= Exercise brief =
Return all the data below as it stands, minus the pictures.

= Dataset excerpt =
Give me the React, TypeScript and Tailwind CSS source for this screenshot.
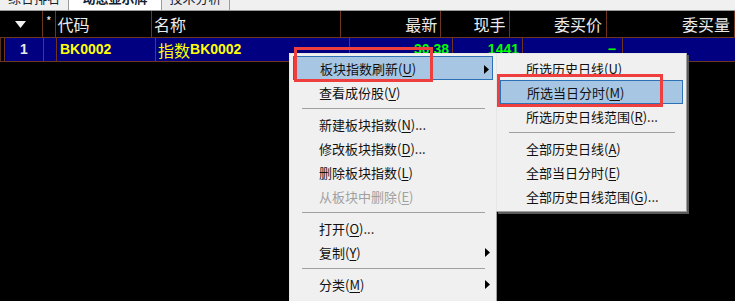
import React from "react";

const cjk = "font-['Noto_Sans_CJK_SC',sans-serif]";
const arial = "font-['Liberation_Sans',Arial,sans-serif]";

type Item =
  | { sep: true }
  | { sep?: false; label: string; key: string; tail?: string; active?: boolean; disabled?: boolean; sub?: boolean };

const mainItems: Item[] = [
  { label: "板块指数刷新", key: "U", active: true, sub: true },
  { label: "查看成份股", key: "V" },
  { sep: true },
  { label: "新建板块指数", key: "N", tail: "..." },
  { label: "修改板块指数", key: "D", tail: "..." },
  { label: "删除板块指数", key: "L" },
  { label: "从板块中删除", key: "E", disabled: true },
  { sep: true },
  { label: "打开", key: "O", tail: "..." },
  { label: "复制", key: "Y", sub: true },
  { sep: true },
  { label: "分类", key: "M", sub: true },
];

const subItems: Item[] = [
  { label: "所选历史日线", key: "U" },
  { label: "所选当日分时", key: "M", active: true },
  { label: "所选历史日线范围", key: "R", tail: "..." },
  { sep: true },
  { label: "全部历史日线", key: "A" },
  { label: "全部当日分时", key: "E" },
  { label: "全部历史日线范围", key: "G", tail: "..." },
];

function Arrow() {
  return (
    <svg width="5" height="9" viewBox="0 0 5 9" className="absolute right-[3px] top-[8px]">
      <path d="M0 0 L5 4.5 L0 9 Z" fill="#000" />
    </svg>
  );
}

function MenuList({ items }: { items: Item[] }) {
  return (
    <div className="pt-[2px] pb-[3px] px-[3px]">
      {items.map((it, i) =>
        it.sep ? (
          <div key={i} className="h-[8px] flex items-center ml-[9px] mr-[8px]">
            <div className="w-full h-px bg-[#a0a0a0]" />
          </div>
        ) : (
          <div
            key={i}
            className={`relative h-[24px] flex items-center pl-[26px] text-[13px] leading-none ${cjk} ${
              it.active ? "bg-[#a7c6e3] border border-[#2c70b5] pl-[25px]" : ""
            } ${it.disabled ? "text-[#a0a0a0]" : "text-[#111]"}`}
          >
            <span>
              {it.label}(<span className="underline underline-offset-2">{it.key}</span>){it.tail}
            </span>
            {it.sub && <Arrow />}
          </div>
        )
      )}
    </div>
  );
}

export default function App() {
  const line = "border-r border-[#6e3620]";
  return (
    <div className="relative w-[735px] h-[301px] overflow-hidden bg-black">
      {/* Tab strip, only the lower edge is on screen */}
      <div className={`relative h-[11px] bg-[#f0f0f0] border-b border-[#9a9a9a] flex overflow-hidden ${cjk}`}>
        <div className="w-[68px] h-full flex justify-end pr-[8px] text-[13px] text-[#123] leading-[13px]">
          <span className="-mt-[9px]">综合排名</span>
        </div>
        <div className="w-[94px] h-full bg-white border-l border-r border-[#9a9a9a] flex justify-center text-[13px] font-bold text-[#123] leading-[13px]">
          <span className="-mt-[9px]">动态显示牌</span>
        </div>
        <div className="w-[68px] h-full bg-[#ececec] border-r border-[#9a9a9a] flex justify-center text-[13px] text-[#123] leading-[13px]">
          <span className="-mt-[9px]">技术分析</span>
        </div>
      </div>

      {/* Header row */}
      <div className={`flex h-[26px] text-[16px] text-[#ececec] leading-none ${cjk}`}>
        <div className={`w-[44px] ${line} flex items-center justify-center`}>
          <svg width="11" height="7" viewBox="0 0 11 7">
            <path d="M0 0 H11 L5.5 7 Z" fill="#f0f0f0" />
          </svg>
        </div>
        <div className={`w-[13px] ${line} flex justify-center pt-[4px] text-[12px]`}>*</div>
        <div className={`w-[99px] ${line} flex items-center pl-[2px]`}>代码</div>
        <div className={`w-[194px] ${line} flex items-center pl-[2px]`}>名称</div>
        <div className={`w-[103px] ${line} flex items-center justify-end pr-[3px]`}>最新</div>
        <div className={`w-[70px] ${line} flex items-center justify-end pr-[3px]`}>现手</div>
        <div className={`w-[100px] ${line} flex items-center justify-end pr-[4px]`}>委买价</div>
        <div className={`w-[128px] shrink-0 ${line} flex items-center justify-end pr-[4px]`}>委买量</div>
      </div>

      {/* Data row */}
      <div className="flex h-[25px] border-y border-[#6e3620]">
        <div className="w-[4px] shrink-0 bg-black border-l border-[#5a3020]" />
        <div className={`w-[40px] shrink-0 bg-[#000080] border-l border-[#6e3620] ${line} flex items-center justify-center text-[14px] font-bold text-[#e8e8e8] ${arial}`}>
          1
        </div>
        <div className={`w-[13px] shrink-0 bg-[#000080] ${line}`} />
        <div className={`w-[99px] shrink-0 bg-[#000080] ${line} flex items-center pl-[3px] text-[14px] font-bold text-[#ffff00] ${arial}`}>
          BK0002
        </div>
        <div className={`w-[194px] shrink-0 bg-[#000080] ${line} flex items-center pl-[2px] text-[#ffff00]`}>
          <span className={`text-[16px] ${cjk}`}>指数</span>
          <span className={`text-[14px] font-bold ${arial}`}>BK0002</span>
        </div>
        <div className={`w-[103px] shrink-0 bg-[#000080] ${line} flex items-center justify-end pr-[3px] text-[14px] font-bold text-[#00ff00] ${arial}`}>
          30.38
        </div>
        <div className={`w-[70px] shrink-0 bg-[#000080] ${line} flex items-center justify-end pr-[3px] text-[14px] font-bold text-[#00ff00] ${arial}`}>
          1441
        </div>
        <div className={`w-[100px] shrink-0 bg-[#000080] ${line} flex items-center justify-end pr-[6px] text-[14px] font-bold text-[#00ff00] ${arial}`}>
          −
        </div>
        <div className={`w-[128px] shrink-0 bg-[#000080] ${line}`} />
      </div>

      {/* Context menu */}
      <div className="absolute left-[289px] top-[53px] w-[208px] h-[260px] bg-[#f0f0f0] border-l border-t border-[#e6e6e6] border-r border-r-[#a0a0a0]">
        <MenuList items={mainItems} />
      </div>

      {/* Sub menu */}
      <div className="absolute left-[496px] top-[53px] w-[191px] bg-[#f0f0f0] border border-[#a0a0a0] border-l-[#e6e6e6] border-t-[#e6e6e6] shadow-[2px_2px_0_#5a5a5a]">
        <MenuList items={subItems} />
      </div>

      {/* Annotation boxes */}
      <div className="absolute left-[294px] top-[47px] w-[139px] h-[35px] border-[3px] border-[#ef3e3e]" />
      <div className="absolute left-[497px] top-[74px] w-[166px] h-[33px] border-[3px] border-[#ef3e3e]" />
    </div>
  );
}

= Answer for this exercise =
Give me the React, TypeScript and Tailwind CSS source for this screenshot.
import React from "react";

const cjk = "font-['Noto_Sans_CJK_SC',sans-serif]";
const arial = "font-['Liberation_Sans',Arial,sans-serif]";

type Item =
  | { sep: true }
  | { sep?: false; label: string; key: string; tail?: string; active?: boolean; disabled?: boolean; sub?: boolean };

const mainItems: Item[] = [
  { label: "板块指数刷新", key: "U", active: true, sub: true },
  { label: "查看成份股", key: "V" },
  { sep: true },
  { label: "新建板块指数", key: "N", tail: "..." },
  { label: "修改板块指数", key: "D", tail: "..." },
  { label: "删除板块指数", key: "L" },
  { label: "从板块中删除", key: "E", disabled: true },
  { sep: true },
  { label: "打开", key: "O", tail: "..." },
  { label: "复制", key: "Y", sub: true },
  { sep: true },
  { label: "分类", key: "M", sub: true },
];

const subItems: Item[] = [
  { label: "所选历史日线", key: "U" },
  { label: "所选当日分时", key: "M", active: true },
  { label: "所选历史日线范围", key: "R", tail: "..." },
  { sep: true },
  { label: "全部历史日线", key: "A" },
  { label: "全部当日分时", key: "E" },
  { label: "全部历史日线范围", key: "G", tail: "..." },
];

function Arrow() {
  return (
    <svg width="5" height="9" viewBox="0 0 5 9" className="absolute right-[3px] top-[8px]">
      <path d="M0 0 L5 4.5 L0 9 Z" fill="#000" />
    </svg>
  );
}

function MenuList({ items }: { items: Item[] }) {
  return (
    <div className="pt-[2px] pb-[3px] px-[3px]">
      {items.map((it, i) =>
        it.sep ? (
          <div key={i} className="h-[8px] flex items-center ml-[9px] mr-[8px]">
            <div className="w-full h-px bg-[#a0a0a0]" />
          </div>
        ) : (
          <div
            key={i}
            className={`relative h-[24px] flex items-center pl-[26px] text-[13px] leading-none ${cjk} ${
              it.active ? "bg-[#a7c6e3] border border-[#2c70b5] pl-[25px]" : ""
            } ${it.disabled ? "text-[#a0a0a0]" : "text-[#111]"}`}
          >
            <span>
              {it.label}(<span className="underline underline-offset-2">{it.key}</span>){it.tail}
            </span>
            {it.sub && <Arrow />}
          </div>
        )
      )}
    </div>
  );
}

export default function App() {
  const line = "border-r border-[#6e3620]";
  return (
    <div className="relative w-[735px] h-[301px] overflow-hidden bg-black">
      {/* Tab strip, only the lower edge is on screen */}
      <div className={`relative h-[11px] bg-[#f0f0f0] border-b border-[#9a9a9a] flex overflow-hidden ${cjk}`}>
        <div className="w-[68px] h-full flex justify-end pr-[8px] text-[13px] text-[#123] leading-[13px]">
          <span className="-mt-[9px]">综合排名</span>
        </div>
        <div className="w-[94px] h-full bg-white border-l border-r border-[#9a9a9a] flex justify-center text-[13px] font-bold text-[#123] leading-[13px]">
          <span className="-mt-[9px]">动态显示牌</span>
        </div>
        <div className="w-[68px] h-full bg-[#ececec] border-r border-[#9a9a9a] flex justify-center text-[13px] text-[#123] leading-[13px]">
          <span className="-mt-[9px]">技术分析</span>
        </div>
      </div>

      {/* Header row */}
      <div className={`flex h-[26px] text-[16px] text-[#ececec] leading-none ${cjk}`}>
        <div className={`w-[44px] ${line} flex items-center justify-center`}>
          <svg width="11" height="7" viewBox="0 0 11 7">
            <path d="M0 0 H11 L5.5 7 Z" fill="#f0f0f0" />
          </svg>
        </div>
        <div className={`w-[13px] ${line} flex justify-center pt-[4px] text-[12px]`}>*</div>
        <div className={`w-[99px] ${line} flex items-center pl-[2px]`}>代码</div>
        <div className={`w-[194px] ${line} flex items-center pl-[2px]`}>名称</div>
        <div className={`w-[103px] ${line} flex items-center justify-end pr-[3px]`}>最新</div>
        <div className={`w-[70px] ${line} flex items-center justify-end pr-[3px]`}>现手</div>
        <div className={`w-[100px] ${line} flex items-center justify-end pr-[4px]`}>委买价</div>
        <div className={`w-[128px] shrink-0 ${line} flex items-center justify-end pr-[4px]`}>委买量</div>
      </div>

      {/* Data row */}
      <div className="flex h-[25px] border-y border-[#6e3620]">
        <div className="w-[4px] shrink-0 bg-black border-l border-[#5a3020]" />
        <div className={`w-[40px] shrink-0 bg-[#000080] border-l border-[#6e3620] ${line} flex items-center justify-center text-[14px] font-bold text-[#e8e8e8] ${arial}`}>
          1
        </div>
        <div className={`w-[13px] shrink-0 bg-[#000080] ${line}`} />
        <div className={`w-[99px] shrink-0 bg-[#000080] ${line} flex items-center pl-[3px] text-[14px] font-bold text-[#ffff00] ${arial}`}>
          BK0002
        </div>
        <div className={`w-[194px] shrink-0 bg-[#000080] ${line} flex items-center pl-[2px] text-[#ffff00]`}>
          <span className={`text-[16px] ${cjk}`}>指数</span>
          <span className={`text-[14px] font-bold ${arial}`}>BK0002</span>
        </div>
        <div className={`w-[103px] shrink-0 bg-[#000080] ${line} flex items-center justify-end pr-[3px] text-[14px] font-bold text-[#00ff00] ${arial}`}>
          30.38
        </div>
        <div className={`w-[70px] shrink-0 bg-[#000080] ${line} flex items-center justify-end pr-[3px] text-[14px] font-bold text-[#00ff00] ${arial}`}>
          1441
        </div>
        <div className={`w-[100px] shrink-0 bg-[#000080] ${line} flex items-center justify-end pr-[6px] text-[14px] font-bold text-[#00ff00] ${arial}`}>
          −
        </div>
        <div className={`w-[128px] shrink-0 bg-[#000080] ${line}`} />
      </div>

      {/* Context menu */}
      <div className="absolute left-[289px] top-[53px] w-[208px] h-[260px] bg-[#f0f0f0] border-l border-t border-[#e6e6e6] border-r border-r-[#a0a0a0]">
        <MenuList items={mainItems} />
      </div>

      {/* Sub menu */}
      <div className="absolute left-[496px] top-[53px] w-[191px] bg-[#f0f0f0] border border-[#a0a0a0] border-l-[#e6e6e6] border-t-[#e6e6e6] shadow-[2px_2px_0_#5a5a5a]">
        <MenuList items={subItems} />
      </div>

      {/* Annotation boxes */}
      <div className="absolute left-[294px] top-[47px] w-[139px] h-[35px] border-[3px] border-[#ef3e3e]" />
      <div className="absolute left-[497px] top-[74px] w-[166px] h-[33px] border-[3px] border-[#ef3e3e]" />
    </div>
  );
}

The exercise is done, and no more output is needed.